[start of MATERIAL FOR THIS TASK]

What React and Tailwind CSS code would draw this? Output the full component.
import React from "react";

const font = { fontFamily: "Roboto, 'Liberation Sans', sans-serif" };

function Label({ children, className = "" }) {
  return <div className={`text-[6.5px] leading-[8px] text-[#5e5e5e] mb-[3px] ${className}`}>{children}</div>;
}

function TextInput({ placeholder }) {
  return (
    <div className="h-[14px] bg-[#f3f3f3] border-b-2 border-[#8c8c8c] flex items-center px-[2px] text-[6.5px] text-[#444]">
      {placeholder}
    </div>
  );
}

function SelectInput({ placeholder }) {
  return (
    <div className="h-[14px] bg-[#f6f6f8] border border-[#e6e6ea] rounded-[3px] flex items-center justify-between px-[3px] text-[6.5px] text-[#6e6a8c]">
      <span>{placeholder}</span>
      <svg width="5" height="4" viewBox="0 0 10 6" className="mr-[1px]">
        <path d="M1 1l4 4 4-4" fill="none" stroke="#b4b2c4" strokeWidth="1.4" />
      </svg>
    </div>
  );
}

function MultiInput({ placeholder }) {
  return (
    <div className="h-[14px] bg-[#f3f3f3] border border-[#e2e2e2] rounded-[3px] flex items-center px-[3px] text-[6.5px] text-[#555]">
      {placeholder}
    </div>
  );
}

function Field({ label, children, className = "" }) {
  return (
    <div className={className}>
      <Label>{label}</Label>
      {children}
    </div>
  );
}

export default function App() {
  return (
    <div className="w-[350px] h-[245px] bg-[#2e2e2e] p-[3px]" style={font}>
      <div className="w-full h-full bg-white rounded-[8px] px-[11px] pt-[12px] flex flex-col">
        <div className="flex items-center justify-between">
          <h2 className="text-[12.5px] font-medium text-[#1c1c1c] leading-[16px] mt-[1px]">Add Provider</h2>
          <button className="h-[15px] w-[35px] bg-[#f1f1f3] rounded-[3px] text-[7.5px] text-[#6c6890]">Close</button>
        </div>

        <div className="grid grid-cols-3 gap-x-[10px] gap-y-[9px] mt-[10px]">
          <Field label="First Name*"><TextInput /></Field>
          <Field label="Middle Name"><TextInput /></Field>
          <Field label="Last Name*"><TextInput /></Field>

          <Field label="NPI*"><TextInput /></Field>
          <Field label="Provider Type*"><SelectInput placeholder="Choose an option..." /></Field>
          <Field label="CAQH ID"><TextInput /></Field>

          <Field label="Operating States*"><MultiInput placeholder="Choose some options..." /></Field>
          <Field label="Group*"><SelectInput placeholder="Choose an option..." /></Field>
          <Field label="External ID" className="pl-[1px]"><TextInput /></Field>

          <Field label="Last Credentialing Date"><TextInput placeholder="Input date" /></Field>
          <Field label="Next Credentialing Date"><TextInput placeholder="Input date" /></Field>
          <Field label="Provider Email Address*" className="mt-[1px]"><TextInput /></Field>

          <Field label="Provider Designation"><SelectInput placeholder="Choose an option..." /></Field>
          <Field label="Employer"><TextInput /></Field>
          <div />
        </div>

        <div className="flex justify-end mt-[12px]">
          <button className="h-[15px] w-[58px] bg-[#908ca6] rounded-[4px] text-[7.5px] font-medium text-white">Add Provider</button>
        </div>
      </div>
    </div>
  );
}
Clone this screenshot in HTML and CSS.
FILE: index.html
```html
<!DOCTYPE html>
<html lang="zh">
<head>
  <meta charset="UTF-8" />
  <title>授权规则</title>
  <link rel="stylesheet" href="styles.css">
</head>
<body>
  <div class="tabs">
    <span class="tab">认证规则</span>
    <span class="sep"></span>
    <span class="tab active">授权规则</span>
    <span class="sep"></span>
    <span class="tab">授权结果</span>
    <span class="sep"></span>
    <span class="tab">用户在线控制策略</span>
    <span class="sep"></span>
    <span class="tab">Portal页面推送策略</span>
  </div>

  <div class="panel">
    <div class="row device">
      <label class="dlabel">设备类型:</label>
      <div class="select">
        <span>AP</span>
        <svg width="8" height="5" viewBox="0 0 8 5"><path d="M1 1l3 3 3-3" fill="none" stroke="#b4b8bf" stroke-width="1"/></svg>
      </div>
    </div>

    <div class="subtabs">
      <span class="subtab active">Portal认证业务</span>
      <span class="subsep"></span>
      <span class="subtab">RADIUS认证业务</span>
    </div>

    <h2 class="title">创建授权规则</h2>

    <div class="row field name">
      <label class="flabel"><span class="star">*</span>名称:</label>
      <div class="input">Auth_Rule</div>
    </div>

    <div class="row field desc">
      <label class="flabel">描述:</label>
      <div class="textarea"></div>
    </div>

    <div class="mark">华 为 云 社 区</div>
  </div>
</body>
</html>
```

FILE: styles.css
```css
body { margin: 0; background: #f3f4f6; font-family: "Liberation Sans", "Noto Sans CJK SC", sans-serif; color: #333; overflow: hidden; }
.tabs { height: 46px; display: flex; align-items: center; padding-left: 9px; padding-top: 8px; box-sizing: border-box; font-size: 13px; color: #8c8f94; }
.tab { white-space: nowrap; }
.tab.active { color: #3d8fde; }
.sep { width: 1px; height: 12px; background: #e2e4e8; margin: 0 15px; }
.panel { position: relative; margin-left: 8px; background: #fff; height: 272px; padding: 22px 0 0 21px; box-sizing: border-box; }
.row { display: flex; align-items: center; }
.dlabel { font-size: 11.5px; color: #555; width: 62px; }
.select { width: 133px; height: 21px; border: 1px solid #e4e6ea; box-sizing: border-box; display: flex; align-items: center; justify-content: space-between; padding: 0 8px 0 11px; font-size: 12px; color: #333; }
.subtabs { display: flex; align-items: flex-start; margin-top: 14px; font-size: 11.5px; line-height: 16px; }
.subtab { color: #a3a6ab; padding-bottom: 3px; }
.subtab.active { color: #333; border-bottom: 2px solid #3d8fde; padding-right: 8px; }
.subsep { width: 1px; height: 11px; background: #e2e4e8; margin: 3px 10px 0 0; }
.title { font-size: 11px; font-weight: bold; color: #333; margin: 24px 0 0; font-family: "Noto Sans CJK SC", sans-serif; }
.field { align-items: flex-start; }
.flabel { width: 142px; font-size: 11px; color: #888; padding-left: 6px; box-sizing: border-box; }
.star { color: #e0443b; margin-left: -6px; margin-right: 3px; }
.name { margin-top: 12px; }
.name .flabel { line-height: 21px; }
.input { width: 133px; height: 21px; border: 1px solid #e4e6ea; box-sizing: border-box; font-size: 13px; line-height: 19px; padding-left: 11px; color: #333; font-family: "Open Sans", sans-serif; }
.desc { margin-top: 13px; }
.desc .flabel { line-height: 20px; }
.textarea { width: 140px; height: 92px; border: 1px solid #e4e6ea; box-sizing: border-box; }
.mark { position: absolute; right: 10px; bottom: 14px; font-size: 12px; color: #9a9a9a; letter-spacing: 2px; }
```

[end of MATERIAL FOR THIS TASK]

▶ REQUIREMENT: Above are some records; extract every one of them exactly.

▶ SOLUTION FOR THIS PROBLEM:
What React and Tailwind CSS code would draw this? Output the full component.
import React from "react";

const font = { fontFamily: "Roboto, 'Liberation Sans', sans-serif" };

function Label({ children, className = "" }) {
  return <div className={`text-[6.5px] leading-[8px] text-[#5e5e5e] mb-[3px] ${className}`}>{children}</div>;
}

function TextInput({ placeholder }) {
  return (
    <div className="h-[14px] bg-[#f3f3f3] border-b-2 border-[#8c8c8c] flex items-center px-[2px] text-[6.5px] text-[#444]">
      {placeholder}
    </div>
  );
}

function SelectInput({ placeholder }) {
  return (
    <div className="h-[14px] bg-[#f6f6f8] border border-[#e6e6ea] rounded-[3px] flex items-center justify-between px-[3px] text-[6.5px] text-[#6e6a8c]">
      <span>{placeholder}</span>
      <svg width="5" height="4" viewBox="0 0 10 6" className="mr-[1px]">
        <path d="M1 1l4 4 4-4" fill="none" stroke="#b4b2c4" strokeWidth="1.4" />
      </svg>
    </div>
  );
}

function MultiInput({ placeholder }) {
  return (
    <div className="h-[14px] bg-[#f3f3f3] border border-[#e2e2e2] rounded-[3px] flex items-center px-[3px] text-[6.5px] text-[#555]">
      {placeholder}
    </div>
  );
}

function Field({ label, children, className = "" }) {
  return (
    <div className={className}>
      <Label>{label}</Label>
      {children}
    </div>
  );
}

export default function App() {
  return (
    <div className="w-[350px] h-[245px] bg-[#2e2e2e] p-[3px]" style={font}>
      <div className="w-full h-full bg-white rounded-[8px] px-[11px] pt-[12px] flex flex-col">
        <div className="flex items-center justify-between">
          <h2 className="text-[12.5px] font-medium text-[#1c1c1c] leading-[16px] mt-[1px]">Add Provider</h2>
          <button className="h-[15px] w-[35px] bg-[#f1f1f3] rounded-[3px] text-[7.5px] text-[#6c6890]">Close</button>
        </div>

        <div className="grid grid-cols-3 gap-x-[10px] gap-y-[9px] mt-[10px]">
          <Field label="First Name*"><TextInput /></Field>
          <Field label="Middle Name"><TextInput /></Field>
          <Field label="Last Name*"><TextInput /></Field>

          <Field label="NPI*"><TextInput /></Field>
          <Field label="Provider Type*"><SelectInput placeholder="Choose an option..." /></Field>
          <Field label="CAQH ID"><TextInput /></Field>

          <Field label="Operating States*"><MultiInput placeholder="Choose some options..." /></Field>
          <Field label="Group*"><SelectInput placeholder="Choose an option..." /></Field>
          <Field label="External ID" className="pl-[1px]"><TextInput /></Field>

          <Field label="Last Credentialing Date"><TextInput placeholder="Input date" /></Field>
          <Field label="Next Credentialing Date"><TextInput placeholder="Input date" /></Field>
          <Field label="Provider Email Address*" className="mt-[1px]"><TextInput /></Field>

          <Field label="Provider Designation"><SelectInput placeholder="Choose an option..." /></Field>
          <Field label="Employer"><TextInput /></Field>
          <div />
        </div>

        <div className="flex justify-end mt-[12px]">
          <button className="h-[15px] w-[58px] bg-[#908ca6] rounded-[4px] text-[7.5px] font-medium text-white">Add Provider</button>
        </div>
      </div>
    </div>
  );
}
Clone this screenshot in HTML and CSS.
FILE: index.html
```html
<!DOCTYPE html>
<html lang="zh">
<head>
  <meta charset="UTF-8" />
  <title>授权规则</title>
  <link rel="stylesheet" href="styles.css">
</head>
<body>
  <div class="tabs">
    <span class="tab">认证规则</span>
    <span class="sep"></span>
    <span class="tab active">授权规则</span>
    <span class="sep"></span>
    <span class="tab">授权结果</span>
    <span class="sep"></span>
    <span class="tab">用户在线控制策略</span>
    <span class="sep"></span>
    <span class="tab">Portal页面推送策略</span>
  </div>

  <div class="panel">
    <div class="row device">
      <label class="dlabel">设备类型:</label>
      <div class="select">
        <span>AP</span>
        <svg width="8" height="5" viewBox="0 0 8 5"><path d="M1 1l3 3 3-3" fill="none" stroke="#b4b8bf" stroke-width="1"/></svg>
      </div>
    </div>

    <div class="subtabs">
      <span class="subtab active">Portal认证业务</span>
      <span class="subsep"></span>
      <span class="subtab">RADIUS认证业务</span>
    </div>

    <h2 class="title">创建授权规则</h2>

    <div class="row field name">
      <label class="flabel"><span class="star">*</span>名称:</label>
      <div class="input">Auth_Rule</div>
    </div>

    <div class="row field desc">
      <label class="flabel">描述:</label>
      <div class="textarea"></div>
    </div>

    <div class="mark">华 为 云 社 区</div>
  </div>
</body>
</html>
```

FILE: styles.css
```css
body { margin: 0; background: #f3f4f6; font-family: "Liberation Sans", "Noto Sans CJK SC", sans-serif; color: #333; overflow: hidden; }
.tabs { height: 46px; display: flex; align-items: center; padding-left: 9px; padding-top: 8px; box-sizing: border-box; font-size: 13px; color: #8c8f94; }
.tab { white-space: nowrap; }
.tab.active { color: #3d8fde; }
.sep { width: 1px; height: 12px; background: #e2e4e8; margin: 0 15px; }
.panel { position: relative; margin-left: 8px; background: #fff; height: 272px; padding: 22px 0 0 21px; box-sizing: border-box; }
.row { display: flex; align-items: center; }
.dlabel { font-size: 11.5px; color: #555; width: 62px; }
.select { width: 133px; height: 21px; border: 1px solid #e4e6ea; box-sizing: border-box; display: flex; align-items: center; justify-content: space-between; padding: 0 8px 0 11px; font-size: 12px; color: #333; }
.subtabs { display: flex; align-items: flex-start; margin-top: 14px; font-size: 11.5px; line-height: 16px; }
.subtab { color: #a3a6ab; padding-bottom: 3px; }
.subtab.active { color: #333; border-bottom: 2px solid #3d8fde; padding-right: 8px; }
.subsep { width: 1px; height: 11px; background: #e2e4e8; margin: 3px 10px 0 0; }
.title { font-size: 11px; font-weight: bold; color: #333; margin: 24px 0 0; font-family: "Noto Sans CJK SC", sans-serif; }
.field { align-items: flex-start; }
.flabel { width: 142px; font-size: 11px; color: #888; padding-left: 6px; box-sizing: border-box; }
.star { color: #e0443b; margin-left: -6px; margin-right: 3px; }
.name { margin-top: 12px; }
.name .flabel { line-height: 21px; }
.input { width: 133px; height: 21px; border: 1px solid #e4e6ea; box-sizing: border-box; font-size: 13px; line-height: 19px; padding-left: 11px; color: #333; font-family: "Open Sans", sans-serif; }
.desc { margin-top: 13px; }
.desc .flabel { line-height: 20px; }
.textarea { width: 140px; height: 92px; border: 1px solid #e4e6ea; box-sizing: border-box; }
.mark { position: absolute; right: 10px; bottom: 14px; font-size: 12px; color: #9a9a9a; letter-spacing: 2px; }
```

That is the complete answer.